Tomography across scales: Knowledge transfer from seismology to imaging
breast tissue with ultrasound
Abstract
Ultrasound Computer Tomography (USCT) is an emerging technique for
breast cancer screening. Ultrasonic waves are propagated through the
tissue and recorded by a set of transducers that are surrounding the
breast. The experiment collects transmission and reflection data, which
are used to obtain quantitative images of acoustic properties of the
tissue (see Figure). This information is useful to characterize the
breast tissue, and improves the specificity of standard imaging
modalities. However, providing a diagnostic tool with high accuracy and
clinically affordable time-to-solution (goal: ~15
min/patient) still remains a challenge. The goal of this work is to show
that, despite the vast scale differences, experiments in seismology and
USCT share many similarities. In both fields, the relative wave speed
variations are comparable and the number of propagated wavelengths in
the domain has the same order of magnitude. Because the wave equation is
scale invariant, the cross-fertilization between both fields will
benefit imaging methods on all scales. In this study, we present methods
from seismic tomography that we have recently introduced to USCT: 1) We
employ a linearized finite-frequency traveltime tomography approach for
speed-of-sound reconstruction.
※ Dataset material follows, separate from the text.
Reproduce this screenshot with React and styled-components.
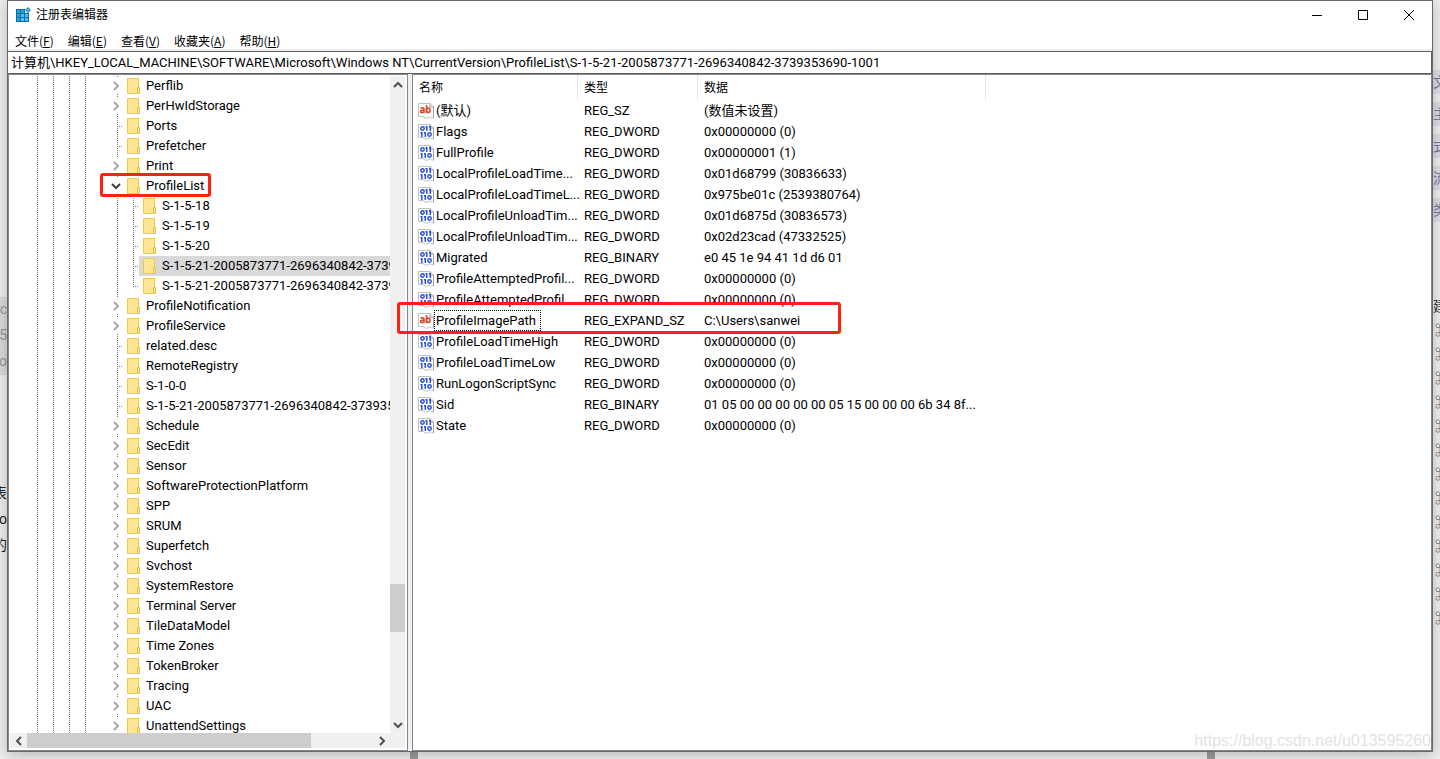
import React from 'react'
import styled, { createGlobalStyle, css } from 'styled-components'

const GlobalStyle = createGlobalStyle`
  * {
    box-sizing: border-box;
  }
  body {
    margin: 0;
    font-family: Roboto, "Noto Sans CJK SC", sans-serif;
    font-size: 13px;
    line-height: 20px;
    color: #000;
  }
  button, input {
    font: inherit;
    color: inherit;
    border: 0;
    padding: 0;
    background: none;
  }
`;

const Desktop = styled.div`
  display: grid;
  grid-template-columns: 7px minmax(0, 1fr) 7px;
  grid-template-rows: minmax(0, 1fr) 7px;
  height: 100vh;
  overflow: hidden;
  background: #efefef;
`;

const Strip = styled.div`
  display: flex;
  flex-direction: column;
  overflow: hidden;
  white-space: nowrap;
  padding-top: ${props => (props.$right ? '62px' : '27px')};
`;

const StripText = styled.span`
  flex: none;
  display: flex;
  justify-content: ${props => (props.$end ? 'flex-end' : 'flex-start')};
  height: ${props => props.$h || 24}px;
  line-height: 24px;
  margin-top: ${props => props.$gap || 0}px;
  padding-left: ${props => props.$indent || 0}px;
  font-size: 14px;
  color: ${props => props.$color || '#555'};
  background: ${props => props.$bg || 'transparent'};
`;

const Footer = styled.div`
  grid-column: 1 / -1;
  display: flex;
  justify-content: space-between;
  padding: 0 225px 0 410px;
`;

const FooterMark = styled.span`
  width: 8px;
  background: #9c9c9c;
`;

const Window = styled.main`
  position: relative;
  display: flex;
  flex-direction: column;
  min-width: 0;
  border: 1px solid #6a6a6c;
  background: #fff;
  box-shadow: 0 2px 14px rgba(0, 0, 0, 0.25);
`;

const TitleBar = styled.header`
  display: flex;
  align-items: center;
  height: 28px;
  padding-left: 7px;
`;

const Title = styled.h1`
  flex: 1;
  margin: 0 0 0 5px;
  font-size: 12px;
  font-weight: 400;
  line-height: 22px;
`;

const WindowButton = styled.button`
  display: flex;
  align-items: center;
  justify-content: center;
  width: 46px;
  height: 28px;
`;

const MenuBar = styled.nav`
  display: flex;
  gap: 14px;
  height: 22px;
  padding: 4px 0 0 7px;
  border-bottom: 2px solid #f0f0f0;
  font-family: "Noto Sans CJK SC", sans-serif;
`;

const MenuButton = styled.button`
  height: 16px;
  line-height: 16px;
  font-size: 12px;
`;

const Address = styled.input`
  width: 100%;
  height: 23px;
  padding: 0 3px 2px 3px;
  border: 1px solid #5f5f62;
  border-left-width: 0;
  outline: 0;
`;

const Panes = styled.div`
  position: relative;
  display: grid;
  grid-template-columns: 400px minmax(0, 1fr);
  column-gap: 4px;
  flex: 1;
  min-height: 0;
  background: #f0f0f0;
`;

const Pane = styled.section`
  min-width: 0;
  min-height: 0;
  overflow: hidden;
  border: 1px solid #828790;
  background: #fff;
`;

const TreePane = styled(Pane)`
  display: grid;
  grid-template-columns: minmax(0, 1fr) 15px;
  grid-template-rows: minmax(0, 1fr) 15px;
  padding: 1px 2px 2px 1px;
`;

const Tree = styled.ul`
  margin: 0;
  padding: 0 0 0 19px;
  list-style: none;
  overflow: hidden;
`;

const TreeRow = styled.li`
  display: flex;
  height: 20px;
`;

const dotsDown = 'repeating-linear-gradient(to bottom, #777 0 1px, transparent 1px 2px)';
const dotsAcross = 'repeating-linear-gradient(to right, #777 0 1px, transparent 1px 2px)';

const Guide = styled.span`
  flex: none;
  width: 16px;
  ${props => props.$line && css`
    background: ${dotsDown} 8px 0 / 1px 100% no-repeat;
  `}
`;

const Joint = styled.span`
  flex: none;
  width: 14px;
  background:
    ${dotsDown} 8px 0 / 1px ${props => (props.$last ? '11px' : '100%')} no-repeat,
    ${dotsAcross} 8px 10px / 6px 1px no-repeat;
`;

const Toggle = styled.button`
  flex: none;
  width: 14px;
  height: 20px;
  padding-left: 1px;
  background:
    ${dotsDown} 8px 0 / 1px 2px no-repeat,
    ${dotsDown} 8px 18px / 1px 2px no-repeat;

  svg {
    display: block;
  }
`;

const Label = styled.span`
  display: flex;
  flex: ${props => (props.$selected ? 1 : 'none')};
  align-items: center;
  gap: 5px;
  padding-left: 2px;
  white-space: nowrap;
  background: ${props => (props.$selected ? '#d9d9d9' : 'transparent')};

  svg {
    flex: none;
  }
`;

const ScrollBar = styled.div`
  display: flex;
  flex-direction: ${props => (props.$vertical ? 'column' : 'row')};
  grid-row: ${props => (props.$vertical ? '1' : '2')};
  grid-column: ${props => (props.$vertical ? '2' : '1')};
  background: #f0f0f0;
`;

const ScrollButton = styled.button`
  flex: 0 0 17px;
  display: flex;
  align-items: center;
  justify-content: center;
  min-width: 15px;
`;

const Track = styled.span`
  flex: ${props => props.$size};
`;

const Thumb = styled.span`
  flex: ${props => props.$size};
  background: #cdcdcd;
`;

const Corner = styled.div`
  background: #f0f0f0;
`;

const Values = styled.table`
  width: 573px;
  table-layout: fixed;
  border-collapse: separate;
  border-spacing: 0;
`;

const Head = styled.th`
  width: ${props => props.$width}px;
  height: 25px;
  padding: 0 6px;
  border-right: 1px solid #e5e5e5;
  font-size: 12px;
  font-weight: 400;
  text-align: left;
`;

const Cell = styled.td`
  height: 21px;
  padding: 0 0 0 6px;
  line-height: 21px;
  white-space: nowrap;
`;

const NameCell = styled.td`
  height: 21px;
  padding: 0 0 0 5px;
`;

const Name = styled.div`
  display: flex;
  align-items: center;
  height: 21px;

  svg {
    flex: none;
  }
`;

const NameText = styled.span`
  padding: 0 4px 0 1px;
  border: 1px dotted ${props => (props.$focused ? '#000' : 'transparent')};
  line-height: 19px;
  white-space: nowrap;
`;

const Mark = styled.span`
  position: absolute;
  left: ${props => props.$x}px;
  top: ${props => props.$y}px;
  width: ${props => props.$w}px;
  height: ${props => props.$h}px;
  border: 3px solid #ff2213;
  border-radius: 3px;
  pointer-events: none;
`;

const Watermark = styled.span`
  position: absolute;
  right: 1px;
  bottom: 0;
  color: #e2e2e2;
  font-family: "Liberation Sans", sans-serif;
  font-size: 16px;
`;

function AppIcon() {
  return (
    <svg width="16" height="16" viewBox="0 0 16 16" aria-hidden="true">
      <path d="M1 2h9v4h4v9H1z" fill="#0c6ea0" />
      <path d="M2 3h3v3H2zM6 3h3v3H6zM2 7h3v3H2zM2 11h3v3H2z" fill="#27a5df" />
      <path d="M6 7h3v3H6zM10 7h3v3h-3zM6 11h3v3H6zM10 11h3v3h-3z" fill="#4cc4f3" />
      <path d="M13 0l3 3-3 3-3-3z" fill="#2387b5" />
      <path d="M13 1.500L14.500 3 13 4.500 11.500 3z" fill="#5cc8ef" />
    </svg>
  )
}

function Folder() {
  return (
    <svg width="16" height="16" viewBox="0 0 16 16" aria-hidden="true">
      <path d="M2.500 .5h11v15h-11z" fill="#ffe694" stroke="#ecc84e" />
      <path d="M12.500 9.500h2v6h-2z" fill="#ffe694" stroke="#e8c040" />
    </svg>
  )
}

function Chevron({ dir, color = '#505050' }) {
  const paths = {
    right: 'M4 2l4 4-4 4',
    left: 'M8 2L4 6l4 4',
    up: 'M2 8l4-4 4 4',
    down: 'M2 4l4 4 4-4'
  }
  return (
    <svg width="12" height="12" viewBox="0 0 12 12" aria-hidden="true">
      <path d={paths[dir]} fill="none" stroke={color} strokeWidth="2" />
    </svg>
  )
}

function ValueIcon({ text }) {
  return (
    <svg width="16" height="16" viewBox="0 0 16 16" aria-hidden="true">
      <path d="M.5 .5h11.500l3.500 3.500v11h-2l-1.500-1.500-2 1.500H7l-2-1.500H.5z" fill="#fff" stroke="#c0c0c0" />
      <path d="M12 .5V4h3.500v11" fill="none" stroke="#a0a0a0" />
      {text ? (
        <g fill="none" stroke="#d5482a" strokeWidth="1.600">
          <path d="M2.500 5.200q3.500-1 3.500 1V10M6 7.300H4q-1.500 0-1.500 1.200T4 9.600q1.500 0 2-1" />
          <path d="M8.500 2v8" />
          <ellipse cx="10.300" cy="7.300" rx="1.800" ry="2.200" />
        </g>
      ) : (
        <g fill="none" stroke="#2a4fd8" strokeWidth="1.500">
          <ellipse cx="4.500" cy="4.500" rx="1.700" ry="1.700" />
          <path d="M7.500 2.700h1.300V7M11 2.700h1.300V7" />
          <path d="M2.500 8.700h1.300V13M6 8.700h1.300V13" />
          <ellipse cx="11.500" cy="10.500" rx="1.700" ry="1.700" />
        </g>
      )}
    </svg>
  )
}

const menus = [
  ['文件', 'F'],
  ['编辑', 'E'],
  ['查看', 'V'],
  ['收藏夹', 'A'],
  ['帮助', 'H']
]

const nodes = [
  { name: 'Perflib', branch: true },
  { name: 'PerHwIdStorage', branch: true },
  { name: 'Ports' },
  { name: 'Prefetcher' },
  { name: 'Print', branch: true },
  { name: 'ProfileList', branch: true, open: true },
  { name: 'S-1-5-18', child: true },
  { name: 'S-1-5-19', child: true },
  { name: 'S-1-5-20', child: true },
  { name: 'S-1-5-21-2005873771-2696340842-3739353690-1001', child: true, selected: true },
  { name: 'S-1-5-21-2005873771-2696340842-3739353690-1002', child: true, last: true },
  { name: 'ProfileNotification', branch: true },
  { name: 'ProfileService', branch: true },
  { name: 'related.desc' },
  { name: 'RemoteRegistry' },
  { name: 'S-1-0-0' },
  { name: 'S-1-5-21-2005873771-2696340842-3739353690-1001' },
  { name: 'Schedule', branch: true },
  { name: 'SecEdit', branch: true },
  { name: 'Sensor', branch: true },
  { name: 'SoftwareProtectionPlatform', branch: true },
  { name: 'SPP', branch: true },
  { name: 'SRUM', branch: true },
  { name: 'Superfetch', branch: true },
  { name: 'Svchost', branch: true },
  { name: 'SystemRestore', branch: true },
  { name: 'Terminal Server', branch: true },
  { name: 'TileDataModel', branch: true },
  { name: 'Time Zones', branch: true },
  { name: 'TokenBroker', branch: true },
  { name: 'Tracing', branch: true },
  { name: 'UAC', branch: true },
  { name: 'UnattendSettings', branch: true }
]

const values = [
  ['(默认)', 'REG_SZ', '(数值未设置)'],
  ['Flags', 'REG_DWORD', '0x00000000 (0)'],
  ['FullProfile', 'REG_DWORD', '0x00000001 (1)'],
  ['LocalProfileLoadTime...', 'REG_DWORD', '0x01d68799 (30836633)'],
  ['LocalProfileLoadTimeL...', 'REG_DWORD', '0x975be01c (2539380764)'],
  ['LocalProfileUnloadTim...', 'REG_DWORD', '0x01d6875d (30836573)'],
  ['LocalProfileUnloadTim...', 'REG_DWORD', '0x02d23cad (47332525)'],
  ['Migrated', 'REG_BINARY', 'e0 45 1e 94 41 1d d6 01'],
  ['ProfileAttemptedProfil...', 'REG_DWORD', '0x00000000 (0)'],
  ['ProfileAttemptedProfil...', 'REG_DWORD', '0x00000000 (0)'],
  ['ProfileImagePath', 'REG_EXPAND_SZ', 'C:\\Users\\sanwei'],
  ['ProfileLoadTimeHigh', 'REG_DWORD', '0x00000000 (0)'],
  ['ProfileLoadTimeLow', 'REG_DWORD', '0x00000000 (0)'],
  ['RunLogonScriptSync', 'REG_DWORD', '0x00000000 (0)'],
  ['Sid', 'REG_BINARY', '01 05 00 00 00 00 00 05 15 00 00 00 6b 34 8f...'],
  ['State', 'REG_DWORD', '0x00000000 (0)']
]

function TreeNode(props) {
  const node = props.data
  return (
    <TreeRow>
      <Guide $line />
      <Guide $line />
      <Guide $line />
      <Guide $line />
      <Guide />
      {node.child && <Guide $line />}
      {node.branch ? (
        <Toggle aria-label={node.name} aria-expanded={!!node.open}>
          <Chevron dir={node.open ? 'down' : 'right'} color={node.open ? '#404040' : '#a6a6a6'} />
        </Toggle>
      ) : (
        <Joint $last={node.last} />
      )}
      <Label $selected={node.selected}>
        <Folder />
        <span>{node.name}</span>
      </Label>
    </TreeRow>
  )
}

function ValueTable() {
  return (
    <Values>
      <thead>
        <tr>
          <Head $width={165}>名称</Head>
          <Head $width={120}>类型</Head>
          <Head $width={288}>数据</Head>
        </tr>
      </thead>
      <tbody>
        {values.map(([name, type, data], index) => (
          <tr key={index}>
            <NameCell>
              <Name>
                <ValueIcon text={type.endsWith('SZ')} />
                <NameText $focused={name === 'ProfileImagePath'}>{name}</NameText>
              </Name>
            </NameCell>
            <Cell>{type}</Cell>
            <Cell>{data}</Cell>
          </tr>
        ))}
      </tbody>
    </Values>
  )
}

const App = () => (
  <Desktop>
    <GlobalStyle />
    <Strip>
      <StripText $end $gap={270} $h={26} $bg="#dcdcdc" $color="#999">.c</StripText>
      <StripText $end $h={26} $bg="#dcdcdc" $color="#999">5</StripText>
      <StripText $end $h={26} $bg="#dcdcdc" $color="#999">o</StripText>
      <StripText $end $gap={106} $color="#222">表</StripText>
      <StripText $end $gap={2} $color="#222">lo</StripText>
      <StripText $end $gap={2} $color="#222">的</StripText>
    </Strip>
    <Window>
      <TitleBar>
        <AppIcon />
        <Title>注册表编辑器</Title>
        <WindowButton aria-label="最小化">
          <svg width="10" height="10"><path d="M0 5.500h10" stroke="#000" /></svg>
        </WindowButton>
        <WindowButton aria-label="最大化">
          <svg width="10" height="10"><path d="M.5 .5h9v9h-9z" fill="none" stroke="#000" /></svg>
        </WindowButton>
        <WindowButton aria-label="关闭">
          <svg width="10" height="10"><path d="M0 0l10 10M10 0L0 10" stroke="#000" /></svg>
        </WindowButton>
      </TitleBar>
      <MenuBar>
        {menus.map(([text, key]) => (
          <MenuButton key={key}>{text}(<u>{key}</u>)</MenuButton>
        ))}
      </MenuBar>
      <Address
        aria-label="地址"
        defaultValue="计算机\HKEY_LOCAL_MACHINE\SOFTWARE\Microsoft\Windows NT\CurrentVersion\ProfileList\S-1-5-21-2005873771-2696340842-3739353690-1001"
      />
      <Panes>
        <TreePane>
          <Tree>
            {nodes.map((node, index) => <TreeNode key={index} data={node} />)}
          </Tree>
          <ScrollBar $vertical>
            <ScrollButton aria-label="向上"><Chevron dir="up" /></ScrollButton>
            <Track $size={491} />
            <Thumb $size={48} />
            <Track $size={84} />
            <ScrollButton aria-label="向下"><Chevron dir="down" /></ScrollButton>
          </ScrollBar>
          <ScrollBar>
            <ScrollButton aria-label="向左"><Chevron dir="left" /></ScrollButton>
            <Thumb $size={283} />
            <Track $size={62} />
            <ScrollButton aria-label="向右"><Chevron dir="right" /></ScrollButton>
          </ScrollBar>
          <Corner />
        </TreePane>
        <Pane>
          <ValueTable />
        </Pane>
        <Mark $x={92} $y={99} $w={111} $h={24} />
        <Mark $x={389} $y={228} $w={444} $h={32} />
      </Panes>
      <Watermark>https://blog.csdn.net/u013595260</Watermark>
    </Window>
    <Strip $right>
      {['文', '主', '式', '流', '类'].map(text => (
        <StripText key={text} $gap={8} $color="#77779a" $bg="#dcdfe8">{text}</StripText>
      ))}
      <StripText $gap={72} $color="#333">建</StripText>
      {Array.from({ length: 13 }, (_, index) => (
        <StripText key={index} $indent={2}>⌘</StripText>
      ))}
    </Strip>
    <Footer>
      <FooterMark />
      <FooterMark />
    </Footer>
  </Desktop>
)

export default App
Using the cross-correlation traveltime
misfit functional, we compute analytically the sensitivity kernels using
adjoint techniques. Our method can operate almost in real time while
still including finite-frequency effects. It also can retrieve useful 3D
information from 2D acquisition systems. 2) Similar to exploration
geophysics, both speed-of-sound and reflectivity images are important
for the interpretation. Here, we suggest a framework that combines
full-waveform inversion for speed-of-sound and reverse time migration
for reflectivity. 3) We apply the Sequential Optimal Experimental Design
(SOED) method to optimize the position and number of transducers, in
terms of accuracy and cost, to image both reflection and transmission
information. Using the Bayesian approach, we define the quality of a
design as the average of the posterior variances of the parameters. SOED
provides cost-benefit curves that quantifies the information gain versus
the computational cost. These are useful to control the trade-off
between accuracy and practicality.